Stated exercise: Using the data below, gather each line that includes the word "React".

Data excerpt:
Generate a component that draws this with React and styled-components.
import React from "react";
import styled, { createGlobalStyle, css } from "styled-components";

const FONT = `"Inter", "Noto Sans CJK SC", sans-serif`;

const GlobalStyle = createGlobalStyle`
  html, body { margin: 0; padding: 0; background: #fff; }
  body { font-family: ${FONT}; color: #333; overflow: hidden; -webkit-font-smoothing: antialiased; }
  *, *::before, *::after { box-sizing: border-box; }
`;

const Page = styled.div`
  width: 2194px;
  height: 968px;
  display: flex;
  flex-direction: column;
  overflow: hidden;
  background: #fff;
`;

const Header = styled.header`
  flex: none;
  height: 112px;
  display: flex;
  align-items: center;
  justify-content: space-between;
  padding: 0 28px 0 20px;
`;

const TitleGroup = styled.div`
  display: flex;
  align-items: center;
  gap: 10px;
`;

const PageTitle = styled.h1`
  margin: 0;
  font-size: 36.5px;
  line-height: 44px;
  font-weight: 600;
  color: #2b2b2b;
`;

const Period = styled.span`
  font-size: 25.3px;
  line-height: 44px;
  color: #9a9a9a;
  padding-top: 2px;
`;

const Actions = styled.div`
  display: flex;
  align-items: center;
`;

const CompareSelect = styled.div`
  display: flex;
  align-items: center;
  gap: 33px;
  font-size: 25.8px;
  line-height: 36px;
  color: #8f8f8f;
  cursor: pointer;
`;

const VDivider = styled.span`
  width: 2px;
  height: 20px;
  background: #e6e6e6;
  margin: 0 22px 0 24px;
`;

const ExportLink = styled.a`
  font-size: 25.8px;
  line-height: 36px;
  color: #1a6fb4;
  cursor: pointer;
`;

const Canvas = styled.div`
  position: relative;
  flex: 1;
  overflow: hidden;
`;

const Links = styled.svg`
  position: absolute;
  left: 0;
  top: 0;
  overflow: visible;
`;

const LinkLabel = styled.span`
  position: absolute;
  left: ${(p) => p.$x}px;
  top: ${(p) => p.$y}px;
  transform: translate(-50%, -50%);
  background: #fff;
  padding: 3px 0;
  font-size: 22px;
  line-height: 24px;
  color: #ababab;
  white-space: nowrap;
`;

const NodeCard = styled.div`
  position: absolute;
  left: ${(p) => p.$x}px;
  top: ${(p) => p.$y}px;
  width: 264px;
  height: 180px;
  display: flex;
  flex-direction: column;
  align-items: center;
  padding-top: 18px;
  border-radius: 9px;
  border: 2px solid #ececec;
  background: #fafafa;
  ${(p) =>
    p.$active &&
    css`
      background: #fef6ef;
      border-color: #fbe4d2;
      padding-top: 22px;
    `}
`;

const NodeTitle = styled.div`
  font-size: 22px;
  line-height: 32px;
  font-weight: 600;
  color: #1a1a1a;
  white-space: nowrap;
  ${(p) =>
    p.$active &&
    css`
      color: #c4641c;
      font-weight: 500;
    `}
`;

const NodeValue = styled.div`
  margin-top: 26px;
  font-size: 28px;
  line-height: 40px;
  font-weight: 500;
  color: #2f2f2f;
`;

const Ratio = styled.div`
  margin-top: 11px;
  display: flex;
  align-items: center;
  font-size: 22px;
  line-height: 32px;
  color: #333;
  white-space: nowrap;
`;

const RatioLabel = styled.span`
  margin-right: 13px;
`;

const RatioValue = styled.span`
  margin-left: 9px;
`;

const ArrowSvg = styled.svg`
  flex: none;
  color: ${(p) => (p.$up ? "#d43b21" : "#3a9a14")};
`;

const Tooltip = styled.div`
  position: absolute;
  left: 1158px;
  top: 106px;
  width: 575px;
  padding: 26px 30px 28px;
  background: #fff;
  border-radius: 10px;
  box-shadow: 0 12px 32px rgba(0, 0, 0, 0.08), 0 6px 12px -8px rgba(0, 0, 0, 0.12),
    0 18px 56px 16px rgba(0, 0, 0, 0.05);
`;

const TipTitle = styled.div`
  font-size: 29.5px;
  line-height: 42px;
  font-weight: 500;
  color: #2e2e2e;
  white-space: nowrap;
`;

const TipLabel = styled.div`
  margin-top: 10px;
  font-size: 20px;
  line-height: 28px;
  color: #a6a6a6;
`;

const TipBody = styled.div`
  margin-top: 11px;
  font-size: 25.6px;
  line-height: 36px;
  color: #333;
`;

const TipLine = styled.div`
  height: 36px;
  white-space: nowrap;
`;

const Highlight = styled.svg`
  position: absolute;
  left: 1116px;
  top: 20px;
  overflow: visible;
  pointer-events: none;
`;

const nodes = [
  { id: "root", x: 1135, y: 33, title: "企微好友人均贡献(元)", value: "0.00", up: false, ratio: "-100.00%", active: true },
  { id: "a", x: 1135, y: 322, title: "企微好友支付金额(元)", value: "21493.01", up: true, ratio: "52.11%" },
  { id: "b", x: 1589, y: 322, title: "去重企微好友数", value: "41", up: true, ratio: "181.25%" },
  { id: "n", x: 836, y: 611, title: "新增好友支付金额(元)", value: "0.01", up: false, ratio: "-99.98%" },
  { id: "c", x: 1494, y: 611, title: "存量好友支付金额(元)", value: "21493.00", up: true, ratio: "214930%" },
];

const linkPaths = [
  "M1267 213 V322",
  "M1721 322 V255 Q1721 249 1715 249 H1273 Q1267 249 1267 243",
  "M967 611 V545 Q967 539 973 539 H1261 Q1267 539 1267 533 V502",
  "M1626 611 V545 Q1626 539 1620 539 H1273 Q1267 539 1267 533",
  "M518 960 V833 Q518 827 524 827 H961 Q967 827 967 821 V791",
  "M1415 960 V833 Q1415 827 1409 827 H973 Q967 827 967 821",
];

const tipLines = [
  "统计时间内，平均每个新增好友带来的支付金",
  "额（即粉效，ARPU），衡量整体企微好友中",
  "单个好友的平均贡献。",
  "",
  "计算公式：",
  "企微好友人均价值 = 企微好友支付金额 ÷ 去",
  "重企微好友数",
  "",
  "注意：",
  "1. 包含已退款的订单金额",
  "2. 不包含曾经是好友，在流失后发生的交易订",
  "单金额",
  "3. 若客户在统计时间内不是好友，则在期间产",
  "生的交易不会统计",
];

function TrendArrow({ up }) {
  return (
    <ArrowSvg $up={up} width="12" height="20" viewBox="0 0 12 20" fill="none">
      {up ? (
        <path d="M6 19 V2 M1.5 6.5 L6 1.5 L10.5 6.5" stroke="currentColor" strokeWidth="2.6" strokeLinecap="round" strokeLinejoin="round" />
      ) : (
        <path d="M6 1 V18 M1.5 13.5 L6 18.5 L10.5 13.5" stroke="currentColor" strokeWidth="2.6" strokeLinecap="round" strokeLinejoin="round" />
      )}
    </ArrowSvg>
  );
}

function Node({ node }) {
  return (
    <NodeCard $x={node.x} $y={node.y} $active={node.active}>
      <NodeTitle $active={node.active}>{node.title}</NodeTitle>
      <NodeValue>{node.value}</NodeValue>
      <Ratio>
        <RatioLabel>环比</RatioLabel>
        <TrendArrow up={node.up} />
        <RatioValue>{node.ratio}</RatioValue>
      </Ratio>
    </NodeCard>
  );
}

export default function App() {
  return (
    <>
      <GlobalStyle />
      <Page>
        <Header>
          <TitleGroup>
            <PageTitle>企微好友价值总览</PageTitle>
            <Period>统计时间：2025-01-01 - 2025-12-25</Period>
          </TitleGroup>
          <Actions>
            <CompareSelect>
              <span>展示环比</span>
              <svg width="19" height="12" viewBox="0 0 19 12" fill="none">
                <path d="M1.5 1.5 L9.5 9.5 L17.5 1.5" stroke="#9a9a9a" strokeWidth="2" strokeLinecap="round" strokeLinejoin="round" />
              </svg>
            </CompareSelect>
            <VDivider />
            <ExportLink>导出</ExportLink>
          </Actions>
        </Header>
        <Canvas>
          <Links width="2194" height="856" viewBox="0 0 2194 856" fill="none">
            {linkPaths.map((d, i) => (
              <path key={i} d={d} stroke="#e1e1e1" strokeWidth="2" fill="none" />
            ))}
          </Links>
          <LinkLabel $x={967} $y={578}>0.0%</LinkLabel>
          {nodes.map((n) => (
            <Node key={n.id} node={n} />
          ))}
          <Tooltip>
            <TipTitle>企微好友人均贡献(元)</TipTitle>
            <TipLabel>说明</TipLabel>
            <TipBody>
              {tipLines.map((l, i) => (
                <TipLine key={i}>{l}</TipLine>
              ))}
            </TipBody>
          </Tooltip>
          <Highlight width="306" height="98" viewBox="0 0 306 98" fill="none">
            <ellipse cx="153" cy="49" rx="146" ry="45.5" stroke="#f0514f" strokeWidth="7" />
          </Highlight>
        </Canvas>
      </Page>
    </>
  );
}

Answer in full:
Generate a component that draws this with React and styled-components.
import React from "react";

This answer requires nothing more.